1The purpose of this concise glossary is to familiarise you with simplified definitions of a minimal set of terms required to comprehend this textbook. For a broader coverage of corpus linguistic terminology, see, for instance:
- Annotation is the process of adding interpretative linguistic or extralinguistic information to a corpus.
- Collocation is a relationship of co-occurrence between a search word or phrase (a node) and those words, which appear together with it more often than would be expected by chance.
- Concordance is a machine-generated display of all occurrences of a search unit in a corpus, shown with surrounding context for each instance.

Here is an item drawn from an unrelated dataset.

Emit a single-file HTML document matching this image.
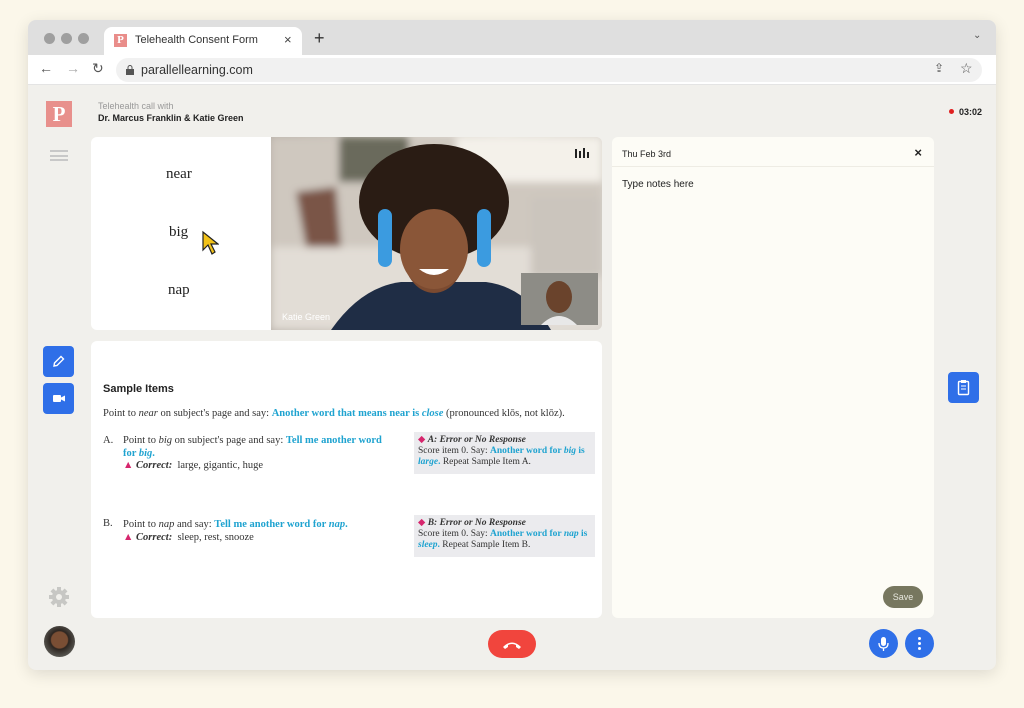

- Concordance line is a text snippet extracted from a corpus that displays a search word or phrase (the node) together with a limited amount of its surrounding context.
- Concordancer is a software program that generates concordances from a machine-readable collection of texts (a corpus) and is commonly equipped with additional analytical functions.
- Corpus Query Language (CQL) is a system of instructions used for searches in a corpus, allowing queries based on words, lemmas, tags, attributes, text types, structures, and conditions. Regular expressions can be used in CQL to match specific values.
- Frequency list is a list of all items of a given type in a corpus (e.g., words, tags or values of a metadata category in focus) with counts of their occurrences.
- Key Word in Context (KWIC) is a concordance format where the search term is centred, with preceding and following context shown in side columns.
- Keyword is a word that occurs significantly more often in the focus corpus than in some reference corpus.
- Lemma is an abstract unit expressed by the base wordform (headword in a dictionary) that encompasses all the inflected and suppletive forms of the same base word. For instance, go, goes, going, went and gone are the wordforms of the lemma go.
- Lemmatisation is the process of assigning each token in the corpus to its lemma with the help of a tool called a lemmatiser.
- Named entity is a word or phrase that identifies a specific real-world object. Most often, it includes the categories of a person, organisation, location and other named objects (like document names). In corpus linguistics and natural language processing, named entities are determined via a procedure called NER – named entity recognition. It refers to the automatic identification and classification of such expressions in text, e.g., recognising “United Nations” as an organisation or “Paris” as a location.
- Normalisation, or frequency normalisation, is the process of adjusting raw counts to make them comparable across subcorpora of different sizes, typically by converting them into relative frequencies. Other types or normalisation also exist, like text normalisation, which refers to ascribing the canonical (standardised) form of a word to its various spoken or written variants in a corpus.
- Regular expression is a pattern that uses a search syntax consisting of special symbols to match strings sharing common structures, allowing users to find items, including tokens or tags, that start, end, or contain preset sequences.
- Relative density is a measure that compares how frequent an item is in a specific text type relative to its frequency in the whole corpus, adjusted for the size of that text type. Values below 100% indicate that the item is less typical of that text type; values around 100% indicate equal typicality; and values above 100% indicate that the item is more typical or characteristic of that text type.
- Relative frequency is the number of tokens of a given item divided by the total number of tokens in a corpus or a subcorpus, multiplied by a constant (e.g., 1,000,000) to express results on a common scale.
- Statistical measure is any calculated statistic in a corpus that has to do with word frequency and can range from relatively simple metrics to complex models. Collocation, or association, measures, such as t-score, mutual information (MI), log likelihood (LL), log Dice, etc., calculate the strength of association between words in a collocation. Keyword measures, such as log likelihood (LL) or simple maths parameter (SMP), are used to identify words that occur significantly more often in one corpus than in another. Dispersion measures, such as standard deviation or the coefficient of variation, are used to calculate the distribution of words or phrases throughout the corpus (see, e.g., Brezina, 2018 for more details on statistics in corpus linguistics).
- Token is a single occurrence of a running unit in a corpus, which may be a wordform, a punctuation mark, a digit, or another element between spaces, depending on the tokeniser used in a concordancer.